4. Leadership culture changes by advancing beliefs and practices simultaneously. Best beliefs drive best practices drive best beliefs. Like an infinity loop, beliefs and practices are mutual and interdependent.

5. Sustainable culture change is a learn-as-you-go process embedded in the work of the organization. Leaders need to learn new beliefs by inventing and testing new ways of working together. Culture work is just as important as the organization’s focus on technical systems and processes. Culture development is the work, not a separate “training exercise.”

Based on these 5 principles, we’ve seen executives, leadership teams, and entire organizations “grow bigger minds,” creating an organizational culture capable of learning, changing, and succeeding in uncertain, complex times.

Changing Culture: 4 Phases, Not 4 Steps

Our approach is focused on growing bigger minds and fostering the thinking that allows for creative action in the face of complexity. Based on the above 5 principles, we use 4 broad, overlapping, and reinforcing phases:

  • Discovery learningdetermining willingness. What’s the feasibility of entering the culture-change process? This is a mutual learning phase between CCL (as facilitators) and the client (as change agents and organizational leadership). It begins with an assessment of the current level of leadership culture and a look at the capability required by the business strategy.
  • Players’ readinessdeveloping understanding. What are the long-term implications of integrating a new culture into the organization’s work? What is senior leadership’s ability to engage in the change process? It requires a commitment to participate in public learning.
  • Game board planningframing the change process. What does culture change look like? How does interdependent leadership play out in business and leadership strategies, the learning process, and organizational work targets? What are the beliefs and behaviors required? As senior leaders’ understanding of the change process grows, they’re better able to frame the change challenge and engage other leaders.
  • Playing the Gamebuilding capability. Once senior leadership has internalized the change work and discerned the way forward, they begin to spread the new culture into the broader organization. The same beliefs and practices that moved the leadership culture at the top are taught, practiced, and required elsewhere in the organization.

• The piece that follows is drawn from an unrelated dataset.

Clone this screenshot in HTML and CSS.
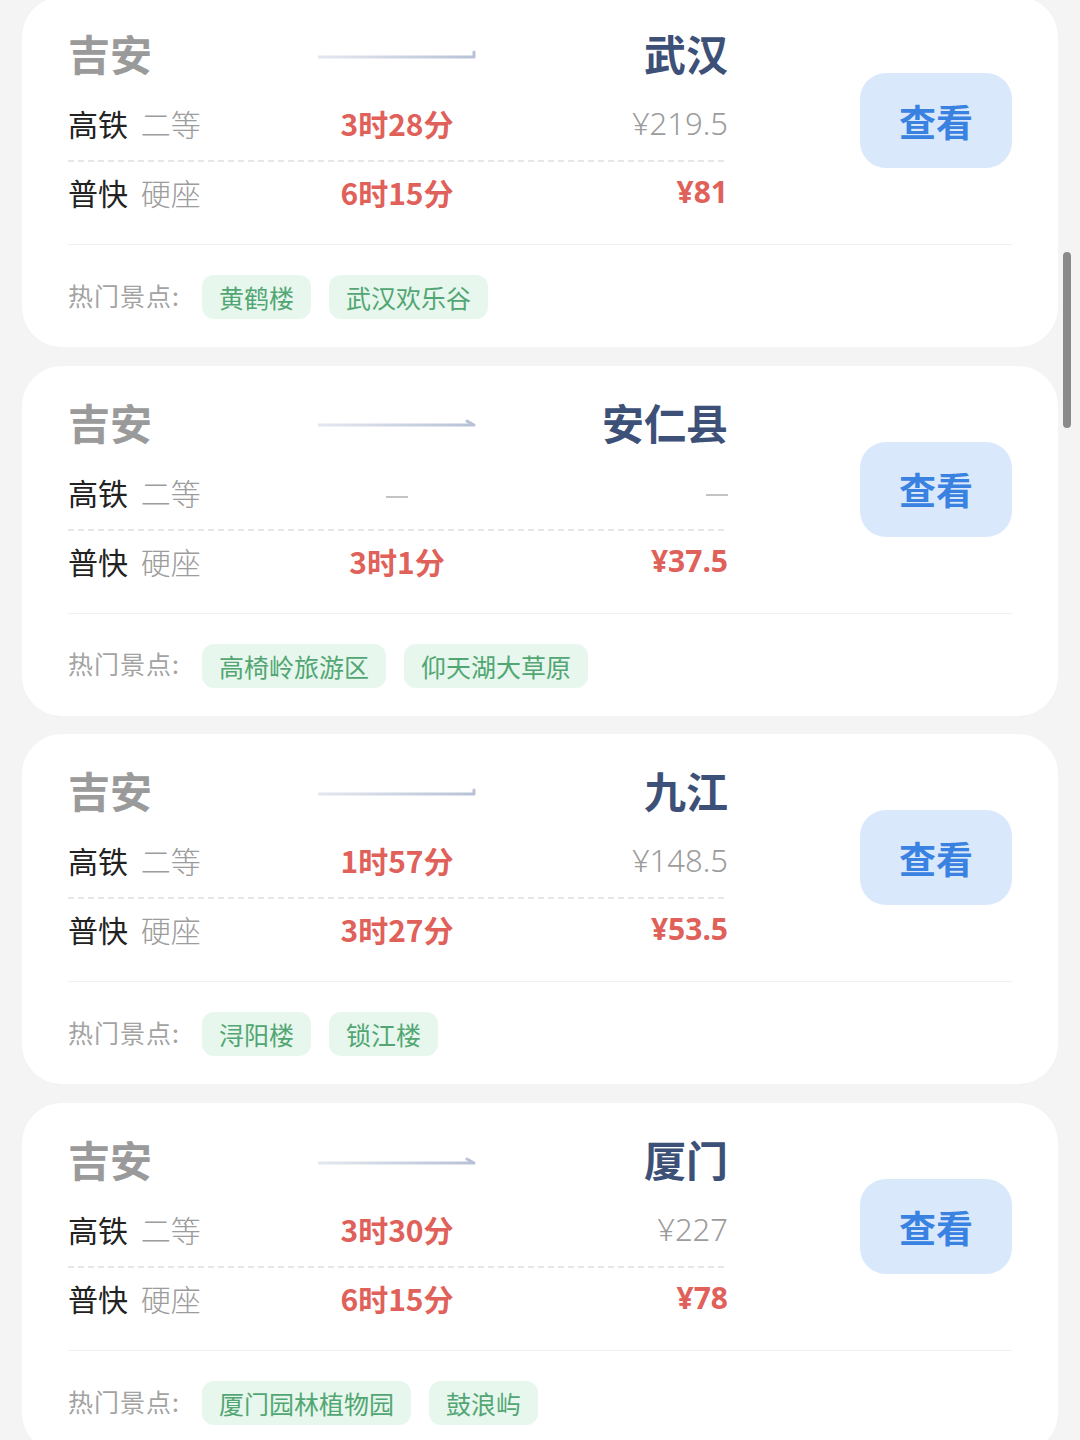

These 4 phases aren’t simple. Many traditional step-by-step change management methodologies regard human beings as things to be managed. Yet people aren’t things. They’re complex beings with minds and imaginations and beliefs. They have to engage and participate in order to learn and change.

That’s why this work isn’t for everyone. But if senior leadership is fully engaged, they become adept at their own collaborative learning. Then the senior team is able to immerse larger numbers of leaders from across the organization and develop toward a critical mass for enterprise-wide change.

Our goal is eventually to involve everyone in the organization in a learning process that creates trust, ownership, and increasing forms of interdependence.

3 Types of Leadership Culture

Organizations that grow from dependent to independent to interdependent leadership cultures become increasingly capable of creative action in the face of complexity.

  • Dependent: A form of leadership culture or mindset based in conformance or tradition.
  • Independent: A form of leadership culture or mindset based in heroic individual achievement.
  • Interdependent: A form of leadership culture or mindset based in the collaboration of otherwise independent leaders and groups.

To learn more about choosing the right leadership culture for your organization, download our white paper, Transforming Your Organization.

 

This article is adapted from a case study written by CCL’s John B. McGuire, Charles J. Palus, Toward Interdependent Leadership Culture: Transformation in KONE Americas, to appear in Lessons in Changing Culture (D. Warrick, J. Mueller, RossiSmith Academic Publishing).

 

One thought on “Changing Culture: 5 Principles for Interdependent Leadership

  1. Fine article, and most of it rings true to organizational cultural transformation in which I have had the opportunity to participate,if not facilitate, and to some extent lead.

    However, while you mention eventually focusing on trust-building, I have found creating, essentially earning a meaningful level of trust to be an essential pre-condition to successful culture change. As the culture of trust grows, beneficial change accelerates, along with growing trust.

    Leadership must go first, by being more trusting, often including taking reasoned risks. Trust once offered sincerely begets more trust.